The model used 362 trees to achieve the lowest mean squared error. The results showed that insurance coverage, lab tests, prescriptions given, and EKG were the most influential variables for predicting patient admission. In contrast, vaccination and mammogram variables contributed very little, like the findings from the logistic regression analysis. Figure 3 presents a plot showing the relative importance of each predictor in the Random Forest model. Table 3 presents the corresponding confusion matrix, showing an overall accuracy of approximately 82%.

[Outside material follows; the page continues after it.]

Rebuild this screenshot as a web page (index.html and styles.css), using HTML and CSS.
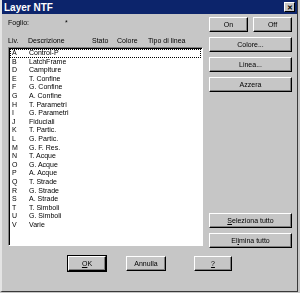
FILE: index.html
```html
<!DOCTYPE html>
<html lang="it">

<head>
    <meta charset="UTF-8">
    <title>Layer NTF</title>
    <link rel="stylesheet" href="styles.css">
</head>

<body>

    <div class="dialog">
        <div class="titlebar">
            <span class="title">Layer NTF</span>
            <span class="close">&#x2715;</span>
        </div>

        <div class="dialog-body">
            <div class="left-side">
                <div class="sheet-row">
                    <span>Foglio:</span>
                    <span class="sheet-value">*</span>
                </div>
                <div class="list-header">
                    <span class="col-liv">Liv.</span>
                    <span class="col-desc">Descrizione</span>
                    <span class="col-stato">Stato</span>
                    <span class="col-colore">Colore</span>
                    <span class="col-tipo">Tipo di linea</span>
                </div>
                <div class="layer-list">
                    <div class="layer-row focused"><span class="col-liv">A</span><span class="col-desc">Control-P</span></div>
                    <div class="layer-row"><span class="col-liv">B</span><span class="col-desc">LatchFrame</span></div>
                    <div class="layer-row"><span class="col-liv">D</span><span class="col-desc">Campiture</span></div>
                    <div class="layer-row"><span class="col-liv">E</span><span class="col-desc">T. Confine</span></div>
                    <div class="layer-row"><span class="col-liv">F</span><span class="col-desc">G. Confine</span></div>
                    <div class="layer-row"><span class="col-liv">G</span><span class="col-desc">A. Confine</span></div>
                    <div class="layer-row"><span class="col-liv">H</span><span class="col-desc">T. Parametri</span></div>
                    <div class="layer-row"><span class="col-liv">I</span><span class="col-desc">G. Parametri</span></div>
                    <div class="layer-row"><span class="col-liv">J</span><span class="col-desc">Fiduciali</span></div>
                    <div class="layer-row"><span class="col-liv">K</span><span class="col-desc">T. Partic.</span></div>
                    <div class="layer-row"><span class="col-liv">L</span><span class="col-desc">G. Partic.</span></div>
                    <div class="layer-row"><span class="col-liv">M</span><span class="col-desc">G. F. Res.</span></div>
                    <div class="layer-row"><span class="col-liv">N</span><span class="col-desc">T. Acque</span></div>
                    <div class="layer-row"><span class="col-liv">O</span><span class="col-desc">G. Acque</span></div>
                    <div class="layer-row"><span class="col-liv">P</span><span class="col-desc">A. Acque</span></div>
                    <div class="layer-row"><span class="col-liv">Q</span><span class="col-desc">T. Strade</span></div>
                    <div class="layer-row"><span class="col-liv">R</span><span class="col-desc">G. Strade</span></div>
                    <div class="layer-row"><span class="col-liv">S</span><span class="col-desc">A. Strade</span></div>
                    <div class="layer-row"><span class="col-liv">T</span><span class="col-desc">T. Simboli</span></div>
                    <div class="layer-row"><span class="col-liv">U</span><span class="col-desc">G. Simboli</span></div>
                    <div class="layer-row"><span class="col-liv">V</span><span class="col-desc">Varie</span></div>
                </div>
            </div>

            <div class="right-side">
                <div class="btn-pair">
                    <button class="btn">On</button>
                    <button class="btn">Off</button>
                </div>
                <button class="btn">Colore...</button>
                <button class="btn">Linea...</button>
                <button class="btn">Azzera</button>
                <div class="spacer"></div>
                <button class="btn"><u>S</u>eleziona tutto</button>
                <button class="btn">El<u>i</u>mina tutto</button>
            </div>
        </div>

        <div class="bottom-row">
            <button class="btn btn-small default"><u>O</u>K</button>
            <button class="btn btn-small">Annulla</button>
            <button class="btn btn-small"><u>?</u></button>
        </div>
    </div>

</body>

</html>
```

FILE: styles.css
```css
* {
    padding: 0;
    margin: 0;
    box-sizing: border-box;
}

body {
    background-color: #c6c6c6;
    font-family: 'Liberation Sans', Arial, sans-serif;
    font-size: 7px;
    color: #000;
    width: 300px;
    height: 293px;
    overflow: hidden;
}

.dialog {
    width: 298px;
    height: 292px;
    background-color: #c6c6c6;
    border-left: 2px solid #e4e4e4;
    border-right: 1px solid #3a3a3a;
    border-bottom: 1px solid #3a3a3a;
    display: flex;
    flex-direction: column;
}

/* small text gets colour fringes otherwise */
.dialog-body,
.bottom-row {
    filter: grayscale(1);
}

.titlebar {
    height: 14px;
    background-color: #0c246b;
    color: #fff;
    display: flex;
    align-items: center;
    justify-content: space-between;
    padding: 0 2px 0 2px;
}

.title {
    font-weight: bold;
    font-size: 10px;
}

.close {
    width: 11px;
    height: 10px;
    background-color: #c6c6c6;
    color: #000;
    font-size: 7px;
    font-weight: bold;
    line-height: 10px;
    text-align: center;
    border-top: 1px solid #fff;
    border-left: 1px solid #fff;
    border-right: 1px solid #000;
    border-bottom: 1px solid #000;
}

.dialog-body {
    display: flex;
    padding: 3px 0 0 6px;
}

.left-side {
    width: 195px;
}

.sheet-row {
    height: 10px;
    line-height: 10px;
    margin-top: 1px;
}

.sheet-value {
    margin-left: 34px;
}

.list-header {
    display: flex;
    height: 10px;
    line-height: 10px;
    margin-top: 8px;
    margin-bottom: 1px;
}

.col-liv {
    width: 20px;
}

.col-desc {
    width: 64px;
}

.col-stato {
    width: 25px;
}

.col-colore {
    width: 31px;
}

.layer-list {
    height: 199px;
    background: #fff;
    border-top: 1px solid #808080;
    border-left: 1px solid #808080;
    border-right: 1px solid #fff;
    border-bottom: 1px solid #fff;
    box-shadow: inset 1px 1px 0 #000;
    padding: 1px 1px 0 1px;
}

.layer-row {
    display: flex;
    height: 8.6px;
    line-height: 8.6px;
}

.layer-row .col-liv {
    padding-left: 2px;
    width: 19px;
}

.focused {
    outline: 1px dotted #000;
    outline-offset: -1px;
}

.right-side {
    width: 83px;
    margin-left: 6px;
    display: flex;
    flex-direction: column;
    gap: 5px;
    height: 231px;
}

.btn-pair {
    display: flex;
    justify-content: space-between;
}

.btn-pair .btn {
    width: 39px;
}

.btn {
    font-family: inherit;
    font-size: 7px;
    height: 15px;
    background: #c6c6c6;
    color: #000;
    border-top: 1px solid #fff;
    border-left: 1px solid #fff;
    border-right: 1px solid #000;
    border-bottom: 1px solid #000;
    box-shadow: inset -1px -1px 0 #808080;
}

.spacer {
    flex: 1;
}

.bottom-row {
    display: flex;
    padding-left: 66px;
    margin-top: 8px;
}

.btn-small {
    width: 38px;
    margin-right: 20px;
}

.btn-small:nth-child(2) {
    width: 40px;
    margin-right: 28px;
}

.default {
    outline: 1px solid #000;
}
```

Figure 3: Variable Importance Plot – Random Forest

Table 3: Random Forest Confusion Matrix & Metrics
Accuracy: 81.7%, Sensitivity: 96.6%, Specificity: 23.3%
| n=4241 | Predicted No | Predicted Yes |
|---|---|---|
| Actual No | 653 | 132 |
| Actual Yes | 23 | 40 |
True positive rate (63.5%%), true negative rate (83.2%), type 1 error (16.8%), and type 2 error (36.5%).
RQ1 Best Model – Random Forest
The logistic regression and Random Forest models produced similar results, achieving roughly 82% accuracy. The logistic regression model offers greater interpretability, showing that insurance status and whether a prescription was given have negative coefficients. This makes it easier to understand the direction of these effects and how these factors relate to the likelihood of an ER visit resulting in inpatient admission.
The Random Forest model, however, is unable to provide this level of detail. However it does handle imbalanced data better because it builds hundreds of decision trees, each using a different subset of the data. While the two models have similar rates of accuracy, sensitivity, specificity, etc., the Random Forest’s approach allows it to more effectively capture patterns in the skewed admission data, which makes it a better model.